1. Similarly, one finds that the major genres represented in the Bible are familiar to all students of English and other world literatures. Prose and poetry, narrative, history, drama, parable, symbolism, allegory (used comparatively rarely in the Bible), aphorism, epic, debate (in the literary sense of débat [dee'-bah]--Job may be said to have initiated the form in world literature), and exposition--all of these, plus a few others, are found in distinguished form in the Bible. It is, indeed, essential to a proper interpretation of a particular portion of Scripture to be aware of the form used at that point. (Linton, Expositor’s Bible Commentary, Vol 1, elect. ed.)
B. The following are some of the basic types of genres in the Bible:
a) A narrative is a style in which a story is prominent and its structure is conveyed by setting, characters, plot, and theme.
b) Much of the Bible is written with a narrative or story genre though it certainly does not mean it is fictional (imagination or untrue).
c) In fact, much of the Bible, the Gospels, and even the Historical sections are included in a narrative genre because of human experience and biography.
d) Some of the main books that contain narrative would be Genesis through Nehemiah, Gospels, and Acts.
e) Jn 9:1-41 is an example of narrative that includes setting, characters, and plot, to highlight emphatically a spiritual theme.
a) Poetry is a style that is intended to be lyric (songlike) and therefore is rich with encomium (praise) as well as divine wisdom.
b) Much of the “Psalms” (sacred songs or hymns) are joyously lyrical and heavily metaphorical and filled with literary devices such as parallelisms and metaphors.
c) Some of the poetical books in the Bible are called “Wisdom Literature” because of the proverbial style of communicating truisms.
d) Practically all of the books of the Bible contain some style of poetry but the main poetical books would include Job, Psalms, Proverbs, Ecclesiastes, and Song of Solomon.
e) Pr 8:1-9 is a poetical section that uses personification, parallelisms, and imagery.
a) Parable is a style similar to narrative only shorter and utilizes common everyday imagery to teach moral lessons. Parable is a transliteration from the Greek word parabolế and literally means to throw (bollō) alongside (para). A parable then means to throw a common image alongside a spiritual truth.
b) On one hand, the imagery of everyday life makes it easy for the common man to grasp the illustrations.
c) On the other hand, sometimes the moral meanings can only be interpreted by those with who are spiritually regenerated and have spiritual insight (Mt 13:10-15).

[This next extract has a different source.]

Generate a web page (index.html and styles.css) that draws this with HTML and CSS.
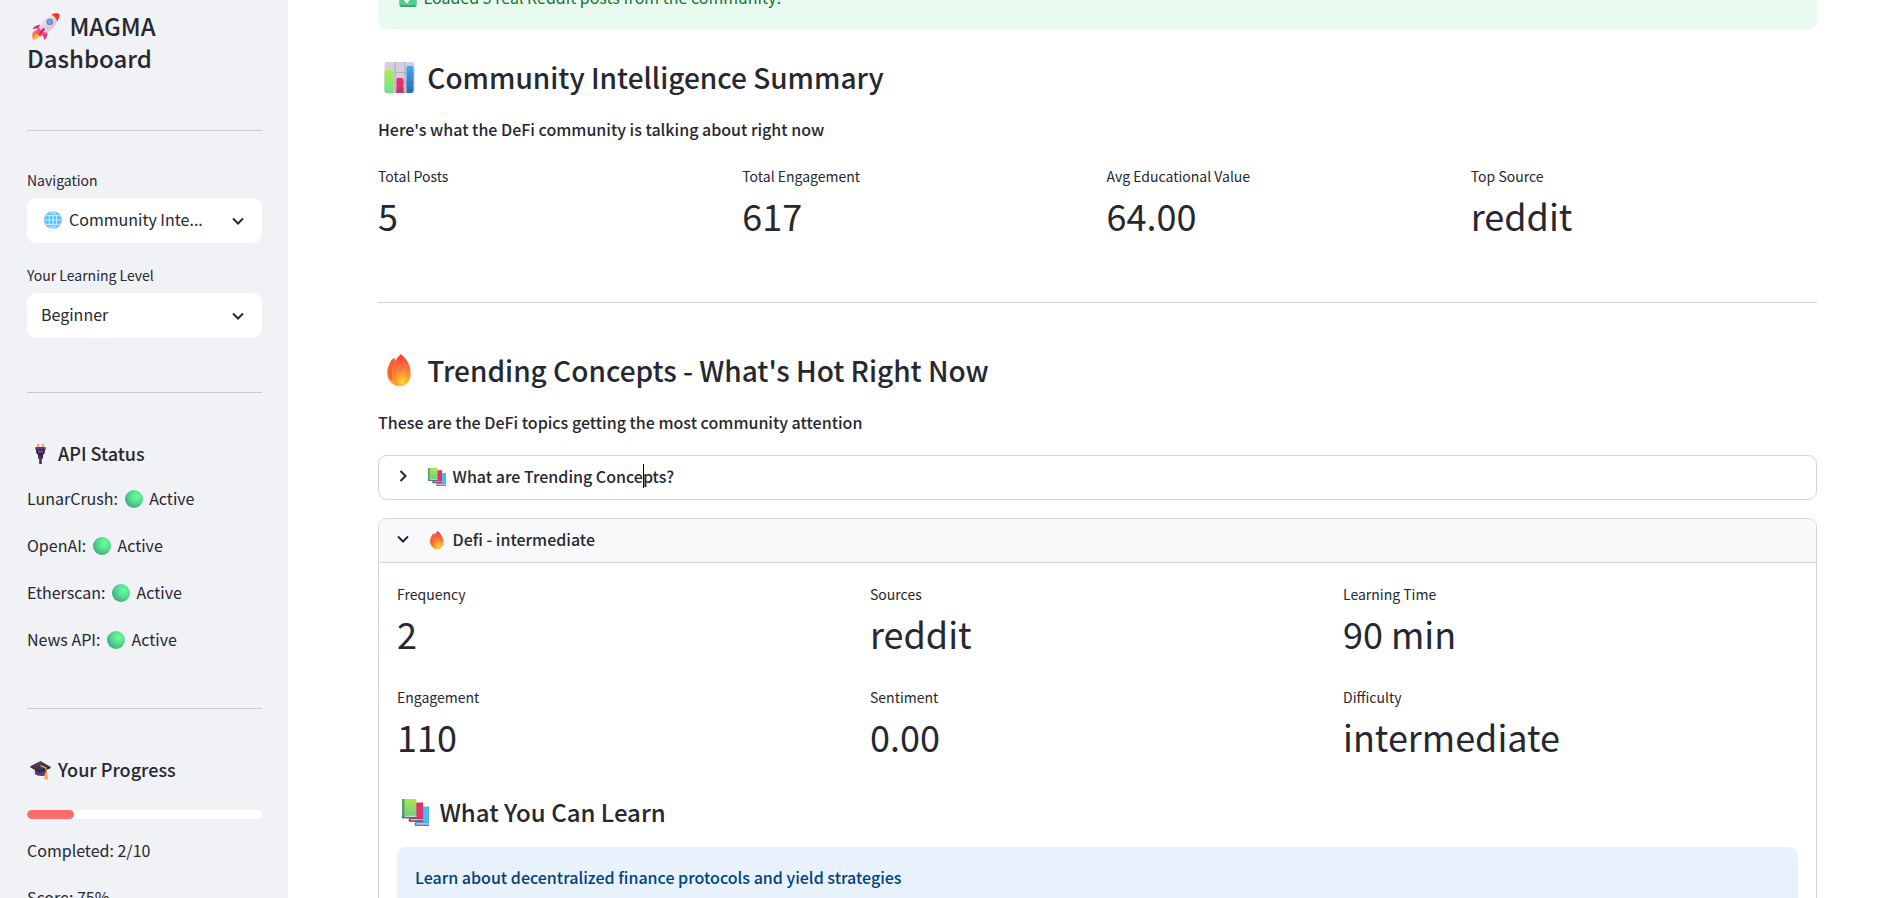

d) Parabolic language is found in most books but especially the Gospels of Jesus, historical writing, and certain prophetic sections in the Bible.
e) 2Sa 12:1-13 illustrates the dynamic influence of everyday imagery to evoke emotions from a moral lesson.
a) Visionary is a style that is exceedingly symbolic with vivid imagery often concerning future events and sometimes of global proportion.
b) It would especially include prophetic writings of persons (Jesus Christ, Israel etc.) or events (Christ’s 1st and 2nd Advents, Millennium etc.).
c) It frequently projects apocalyptic warnings, promises, purposes, and can include cataclysmic events on a cosmic level.
d) Most visionary genre is contained in the prophets Isaiah, Jeremiah, Ezekiel, Daniel, Hosea, Joel, Amos, Obadiah, Micah, and Nahum. It would most certainly include the book of Revelation.
e) An example of prophetic and visionary symbolism is found in Re 19:11-21. Even though this section is symbolic visionary, it is prophesying a literal future event known as, “the Second Coming of Christ” (cp. Ze 14:1-4).
a) Epistolary is a style in which a letter is written by a specific person to specific readers. It is personal, informational, and didactic, though literary devices are commonly used.
b) This form can be highly instructional, doctrinal, and theological, while being personal and implicational.
c) Most of the NT was written in epistolary form such as Romans, 1 & 2 Corinthians, Galatians, Ephesians, Philippians, Colossians, Philemon, 1 & 2 Thessalonians, 1 & 2 Timothy, Titus, Philemon, James, 1 & 2 Peter, 1,2 & 3 John, and Jude.
d) Most epistolary forms begin with a greeting consistent with that day, a personal and didactic body, and ends with a benediction or salutation.